W górnej części cyferblatu nadrukowano napis Glycine oraz naniesiono towarzyszące mu logo firmy. Po przeciwnej stronie – na godz. 6 – znajdziemy napis COMBAT, wspomniany już skrót AM oraz przypomnienie, że zegarek jest „Swiss Made”.

Czarno-biała architektura tarczy w połączeniu ze sporymi wskazówkami bardzo ułatwia szybkie odczytanie czasu. Także w ciemności, ale niestety dość krótko – luminowa nie należy do „najwytrzymalszych”.

Od strony mechanicznej Combata 6 Vintage napędza Cal. GL 224, czyli ETA 2824-2 (w wersji elabore). Widoczny przez mineralne szkiełko dekla werk z automatycznym naciągiem praktycznie pozbawiono dekoracji – z wyjątkiem grawerowanego rotora – ale trudno oczekiwać cudów w modelu z tej półki cenowej. Przytoczony przed momentem wahnik pracował słyszalnie, ale to chyba jedyne zastrzeżenie do pracy mechanizmu. No, może poza niewielką na dzisiejsze czasy, 38-godzinną rezerwą chodu.

Przy projektowaniu koperty Combata 6 Vintage nie zapomniano o elemencie osłaniającym sygnowaną logiem Glycine koronkę. „Protektor” jednocześnie nie przeszkadzał w jej obsłudze.

Wrażenia
Kolekcja Combat zadebiutowała w ofercie Glycile już w latach 60. XX wieku. Patrząc na recenzowany model – zwłaszcza z pewnej odległości – trudno oprzeć się wrażeniu, że projektanci szukali inspiracji w tym okresie. Na szczęście – moim zdaniem – z zadania wywiązali się bardzo dobrze.

Na potrzeby niniejszego tekstu zegarek użytkowałem jeszcze w zeszłym roku. I chociaż od czasu, gdy Glycine gościło na moim nadgarstku mięło dobrych kilka miesięcy, Combat wciąż budzi ciepłe wspomnienia. A to dowód na to, że był to więcej niż poprawnie wykończony czasomierz o ciekawym designie. Na dodatek wcale nie kosztuje majątku.
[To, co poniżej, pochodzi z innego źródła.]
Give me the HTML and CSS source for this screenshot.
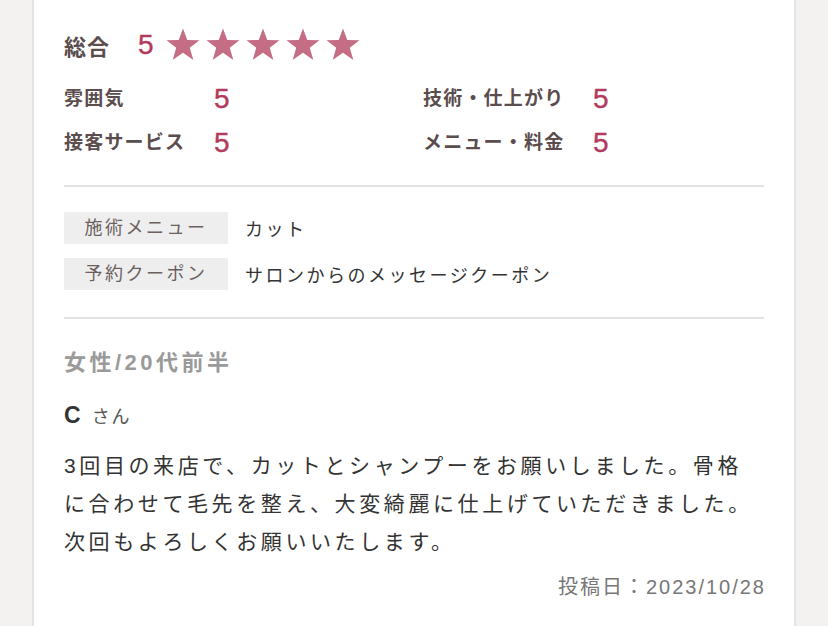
FILE: index.html
```html
<!DOCTYPE html>
<html lang="ja">
<head>
<meta charset="utf-8">
<link rel="stylesheet" href="styles.css">
</head>
<body>
<div class="card">
  <div class="total">
    <span class="total-label">総合</span>
    <span class="total-score">5</span>
    <span class="stars">
      <svg class="star" viewBox="0 0 34 34"><polygon points="17,0.5 21.3,12 33.5,12.3 23.8,19.7 27.3,32 17,24.8 6.7,32 10.2,19.7 0.5,12.3 12.7,12"/></svg>
      <svg class="star" viewBox="0 0 34 34"><polygon points="17,0.5 21.3,12 33.5,12.3 23.8,19.7 27.3,32 17,24.8 6.7,32 10.2,19.7 0.5,12.3 12.7,12"/></svg>
      <svg class="star" viewBox="0 0 34 34"><polygon points="17,0.5 21.3,12 33.5,12.3 23.8,19.7 27.3,32 17,24.8 6.7,32 10.2,19.7 0.5,12.3 12.7,12"/></svg>
      <svg class="star" viewBox="0 0 34 34"><polygon points="17,0.5 21.3,12 33.5,12.3 23.8,19.7 27.3,32 17,24.8 6.7,32 10.2,19.7 0.5,12.3 12.7,12"/></svg>
      <svg class="star" viewBox="0 0 34 34"><polygon points="17,0.5 21.3,12 33.5,12.3 23.8,19.7 27.3,32 17,24.8 6.7,32 10.2,19.7 0.5,12.3 12.7,12"/></svg>
    </span>
  </div>
  <div class="scores">
    <span class="s-label">雰囲気</span><span class="s-val">5</span>
    <span class="s-label">技術・仕上がり</span><span class="s-val">5</span>
    <span class="s-label">接客サービス</span><span class="s-val">5</span>
    <span class="s-label">メニュー・料金</span><span class="s-val">5</span>
  </div>
  <hr class="divider">
  <div class="info">
    <div class="info-row"><span class="info-label">施術メニュー</span><span class="info-val">カット</span></div>
    <div class="info-row"><span class="info-label">予約クーポン</span><span class="info-val">サロンからのメッセージクーポン</span></div>
  </div>
  <hr class="divider">
  <div class="attr">女性/20代前半</div>
  <div class="name"><span class="name-init">C</span><span class="name-san">さん</span></div>
  <p class="body">3回目の来店で、カットとシャンプーをお願いしました。骨格に合わせて毛先を整え、大変綺麗に仕上げていただきました。次回もよろしくお願いいたします。</p>
  <div class="date">投稿日：2023/10/28</div>
</div>
</body>
</html>
```

FILE: styles.css
```css
html, body {
  margin: 0;
  padding: 0;
  background: #f3f2f0;
  font-family: "Liberation Sans", "Noto Sans CJK JP", sans-serif;
}

.card {
  margin: 0 32px;
  background: #fff;
  border-left: 2px solid #e4e4e4;
  border-right: 2px solid #e4e4e4;
  padding: 25px 30px 30px;
  min-height: 600px;
}

.total {
  display: flex;
  align-items: center;
  height: 40px;
}

.total-label {
  font-size: 22px;
  font-weight: bold;
  color: #5b4d4e;
  width: 74px;
  letter-spacing: 1px;
}

.total-score {
  font-size: 28px;
  color: #b23a5c;
  width: 28px;
  -webkit-text-stroke: 0.4px #b23a5c;
}

.stars {
  display: flex;
  gap: 6px;
}

.star {
  width: 34px;
  height: 34px;
  fill: #c56d84;
  display: block;
}

.scores {
  display: grid;
  grid-template-columns: 150px 209px 170px 1fr;
  row-gap: 4px;
  margin-top: 14px;
}

.s-label {
  font-size: 19px;
  font-weight: bold;
  color: #5b4d4e;
  line-height: 40px;
  letter-spacing: 1.2px;
}

.s-val {
  font-size: 28px;
  color: #b23a5c;
  line-height: 40px;
  -webkit-text-stroke: 0.4px #b23a5c;
}

.divider {
  border: 0;
  height: 2px;
  background: #e2e2e2;
  margin: 22px 0 0;
}

.info {
  display: flex;
  flex-direction: column;
  gap: 14px;
  margin: 25px 0 27px;
}

.info-row {
  display: flex;
  align-items: center;
  height: 32px;
}

.info-label {
  width: 164px;
  height: 32px;
  line-height: 32px;
  background: #eeeeee;
  text-align: center;
  font-size: 18px;
  letter-spacing: 2.5px;
  color: #6b5f60;
}

.info-val {
  margin-left: 17px;
  font-size: 18px;
  letter-spacing: 2.5px;
  color: #333;
}

.info + .divider {
  margin-top: 0;
}

.attr {
  margin-top: 29px;
  line-height: 30px;
  font-size: 22px;
  font-weight: bold;
  color: #9a9a9a;
  letter-spacing: 3.5px;
}

.name {
  margin-top: 22px;
  line-height: 30px;
  display: flex;
  align-items: baseline;
}

.name-init {
  font-size: 23px;
  font-weight: bold;
  color: #333;
  margin-right: 11px;
}

.name-san {
  font-size: 18px;
  letter-spacing: 2px;
  color: #555;
}

.body {
  margin: 15px 0 0;
  font-size: 21px;
  line-height: 38px;
  letter-spacing: 3.6px;
  color: #333;
}

.date {
  margin-top: 11px;
  line-height: 30px;
  text-align: right;
  font-size: 20px;
  letter-spacing: 2px;
  margin-right: -2px;
  color: #777;
}
```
Podsumowując, zegarek Glycine Combat 6 Vintage z katalogową ceną 3.990PLN jest wart polecenia. Patrząc na sytuację na rynku i wciąż rosnące kwoty na metkach producentów z podobnego segmentu , dobrze jest mieć świadomość, że są firmy, którym udaje się je utrzymywać na stałym poziomie.
Dostępne są również wersje na bransolecie mesh (4210PLN) lub klasycznej bransolecie (4370PLN).
Glycine Combat 6 Vintage
Producent | Glycine |
Nazwa modelu | Combat 6 Vintage |
Ref. | GL0123 |
Mechanizm | z automatycznym naciągiem |
Rezerwa chodu (h) | 38 |
Tarcza | czarna |
Koperta | stal |
Średnica (mm) | 43 |
Wodoszczelność | 50m |
Pasek | skórzany |
Tarcza i wskazówki bardzo przypominają mi Hamiltona Khaki Field Mechanical Officer. Hamilton kosztuje mniej niż połowa ceny tego Glycine. Ma ręczny naciąg.
Jak Hamiltony lubię, tak ten przywołany przez Ciebie z Combatem przegrywa. Co nie zmiemia faktu, że cena jest atrakcyjna.
Cena bardziej przystępna. Ale jakościowo trzecia liga.